Given information »
-=-=-=-=-

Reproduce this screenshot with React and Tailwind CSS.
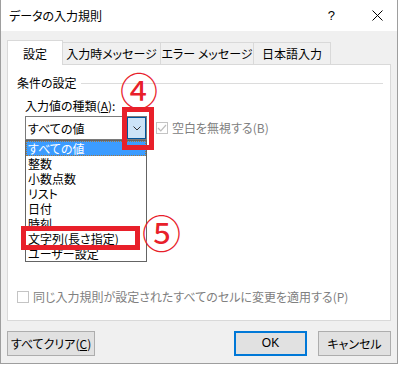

-=-=-=-=-

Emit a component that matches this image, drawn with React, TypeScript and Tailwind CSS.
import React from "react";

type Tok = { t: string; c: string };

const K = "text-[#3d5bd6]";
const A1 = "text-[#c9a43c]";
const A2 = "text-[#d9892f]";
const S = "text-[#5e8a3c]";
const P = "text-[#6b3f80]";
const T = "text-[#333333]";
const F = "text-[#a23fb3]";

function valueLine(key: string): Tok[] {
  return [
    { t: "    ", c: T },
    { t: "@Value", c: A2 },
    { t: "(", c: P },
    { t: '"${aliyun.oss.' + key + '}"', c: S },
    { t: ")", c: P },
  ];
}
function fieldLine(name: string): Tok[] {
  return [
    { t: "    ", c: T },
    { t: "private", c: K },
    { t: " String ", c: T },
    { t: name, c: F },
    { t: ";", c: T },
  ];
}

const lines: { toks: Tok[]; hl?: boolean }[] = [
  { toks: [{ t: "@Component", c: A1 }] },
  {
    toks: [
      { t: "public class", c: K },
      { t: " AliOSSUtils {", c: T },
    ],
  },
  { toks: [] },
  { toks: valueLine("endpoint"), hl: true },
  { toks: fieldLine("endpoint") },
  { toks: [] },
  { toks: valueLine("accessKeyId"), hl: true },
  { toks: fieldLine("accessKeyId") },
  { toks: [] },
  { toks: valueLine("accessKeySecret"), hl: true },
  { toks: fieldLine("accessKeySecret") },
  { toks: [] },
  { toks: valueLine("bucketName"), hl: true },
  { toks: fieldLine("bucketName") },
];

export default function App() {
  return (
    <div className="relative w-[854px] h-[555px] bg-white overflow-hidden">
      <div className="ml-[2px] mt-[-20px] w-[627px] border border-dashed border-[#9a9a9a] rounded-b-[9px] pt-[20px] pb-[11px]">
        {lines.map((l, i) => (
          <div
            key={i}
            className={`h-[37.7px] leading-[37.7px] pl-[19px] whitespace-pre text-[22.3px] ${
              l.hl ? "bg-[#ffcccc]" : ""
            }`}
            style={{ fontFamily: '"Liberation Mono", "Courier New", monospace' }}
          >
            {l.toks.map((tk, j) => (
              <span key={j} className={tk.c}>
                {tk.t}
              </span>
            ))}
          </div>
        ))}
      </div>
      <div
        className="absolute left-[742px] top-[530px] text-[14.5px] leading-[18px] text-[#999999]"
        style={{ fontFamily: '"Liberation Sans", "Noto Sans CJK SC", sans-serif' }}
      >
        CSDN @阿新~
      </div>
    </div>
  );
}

-=-=-=-=-

Everything from the line with "Emit a component" through the line with "string; c: string" is to be output exactly; leave out all other lines.

Emit a component that matches this image, drawn with React, TypeScript and Tailwind CSS.
import React from "react";

type Tok = { t: string; c: string };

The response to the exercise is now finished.